I do not necessarily balk at the choice of evil, having made it more than once, and I try not to blink.  I agree with T.  S.  Eliot, who said in an essay on Baudelaire that sometimes it may be better to do evil than to do nothing.  But — and here is where Tom and company part ways with me — facing this hard reality does not make me, or anyone else, great, in any sense.  It makes of me a participant in evil, and therefore an evil man myself.  Admissions such as this are what responsibility means.  This is why forgiveness becomes as essential as judgment in the lives of people who are morally and ethically awake, that is, free of callow sentimentality and juvenile cynicism about what they do with their lives.

But all of that is where the nice people like Tom and his nightly audience draw the line:  choosing evil.  Given the nature of the system we choose live in, we sometimes have no choice but evil, but Tom and company, by sleights of mind such as his bestselling book, finagle a way to call evil “good.”  And so begins the empty argument over the goodness and badness of war.  It amused me to see Slobodan Milosevic weeping crocodile tears over the deaths of civilians from NATO bombing, because I am cynical enough to be entertained by displays of hypocrisy.  But I do not forget the equivalent hypocrisy of our own leaders acting as if such casualties are a kind of freakish, accidental occurrence, brought about by “maniacs” or some bizarre set of circumstances or “mistake,” when the entire Twentieth Century will go down as the time when human beings truly perfected the mass murder of non-combatants in wartime.

But again, we must not say so.  If we do, the audience will change the channel and tune out the war, any war, the way they did in Vietnam.  Remember Vietnam?  That was the one where we showed them all the blood and gore.  The senselessness of “our policy,” that is, what war really is.  We’re not going to do that again.  By the way, have you read Tom’s new book?

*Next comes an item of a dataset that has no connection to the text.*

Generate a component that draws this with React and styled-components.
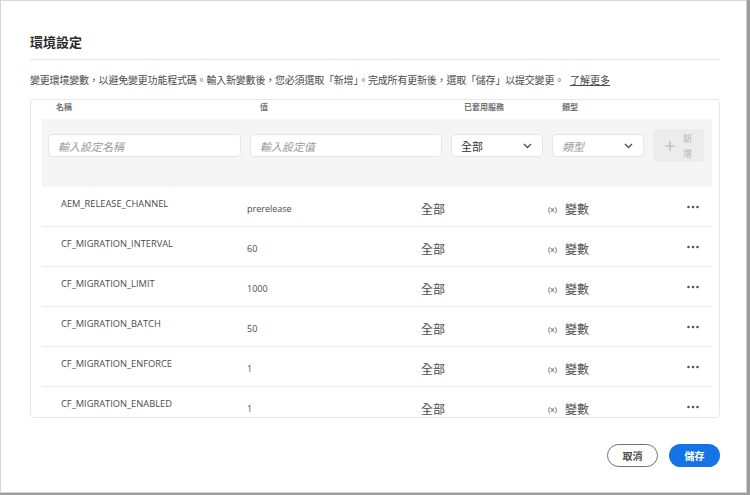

This is not to offer up the notion that war is some sort of conspiracy foisted on an unknowing mass of “good guys” in places like Simi Valley, Marietta, and Scarsdale.  The “good guys,” who are really just fairly nice, want to stay tuned.  They loved Showdown with Saddam and Gunfight in Grenada, both starring Norman Schwartzkopf, and they’d love it too if we could resurrect Adolf Hitler and Emperor Hirohito, so they could watch “a real war” and feel like Gregory Peck in The Guns of Navarone or William Holden in The Bridge on the River Kwai.  Which they can, as long as our mercenary army of “volunteers” does the fighting.  There were giants in the earth in the days of the Second World War — giants big enough to fill the centerspread in a limited edition comic book!

We tell ourselves our intentions are good, even humanitarian, and our motives do matter.  Motives make for part of the difference between the first and second degrees of murder.  But Hitler annexed Czechoslovakia to preserve the ethnic integrity of the people living there — that was part of the Sudeten Germans’ right of self-determination.  Mussolini extended Western civilization into darkest Ethiopia.  And Francisco Franco halted the advance of bolshevism on the Iberian peninsula.

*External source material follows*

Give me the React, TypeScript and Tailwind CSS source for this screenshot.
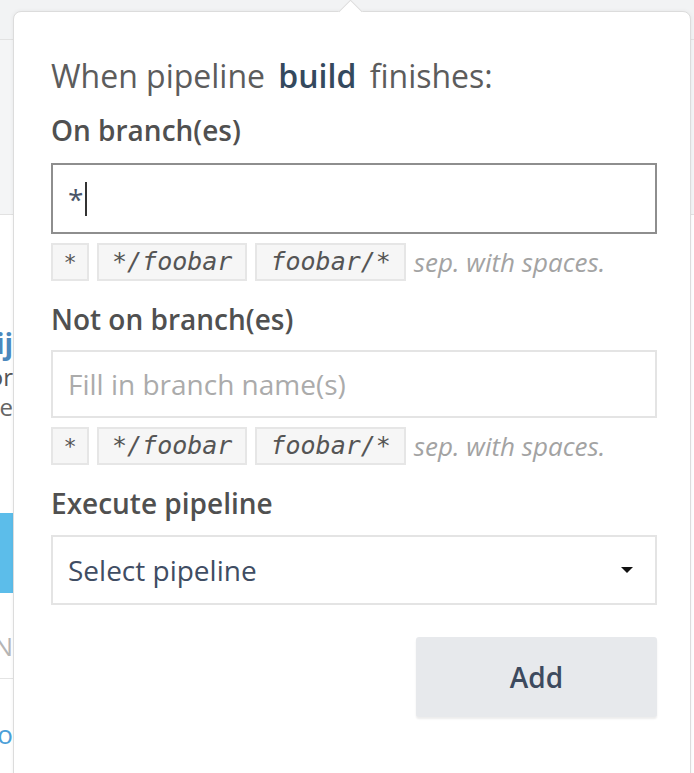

By the same token, the Greatest Generation made war on fascist maniacs, then put fascist scientists to work in their anti-communist missile program in order to construct a war machine so ruthless it ultimately acquired the capability to kill every person on the planet several times over.  It also hired fascist espionage agents to spy on its former ally, the Soviet Union.  You may have heard of the Soviet Union.  They were the evil empire that suffered 20 million dead defeating the fascist maniac Adolf Hitler, ensuring in the process that he had to fight a two-front war and so could not unleash the full fury of his armies on the Greatest Generation, fighting in western Europe.  Somehow those 20 million dead Russians don’t rate as “great” in Tom’s book, anymore than they do in any other American war propaganda.  Better dead than Red, I suppose.

There is no historical record of anyone ever fighting a war with bad intentions.  Everybody believes in the good and the true and the beautiful.  An examination of the letters and diaries of German and Russian participants in the battle of Stalingrad reveal that men on both sides believed they were fighting for freedom.

But what do we mean by believe? It seems that everybody “believes” in all these good reasons for mass slaughter in the same way that public drunks believe in the need for law and order — in their heads, in their opinions, maybe even in their hearts, but certainly not in their deeds.  Maybe William James was correct to simplify the whole question by concluding that what you believe is what you do.

If we follow James’s reasoning, we will have to admit that we believe in mass murder, even in mass murder done for the sake of profit.  It is an approach to the history of warfare as a description of our morals.  And it is not simply American history that indicates this sad fact.  Everyone else’s leads to the same conclusion.  This undertaking is not the sort of thing that makes for bestselling books with follow-on publishing deals, but it is, strictly speaking, both pragmatic and honest.  Pragmatic because it ultimately raises the real question, namely, whether we, as a species, can actually afford war.  Honest, because it looks at what we actually and in fact do, rather than telling us how we ought to feel about it.

Such a ruthless approach to judging ourselves — as great, mediocre, or indifferent — strikes me as having much more to do with the discovery of truth and the nature of greatness than anything Tom and the rest of the gang in the media ever dream of.  I suggest they all employ it as the guiding creative method for their future works.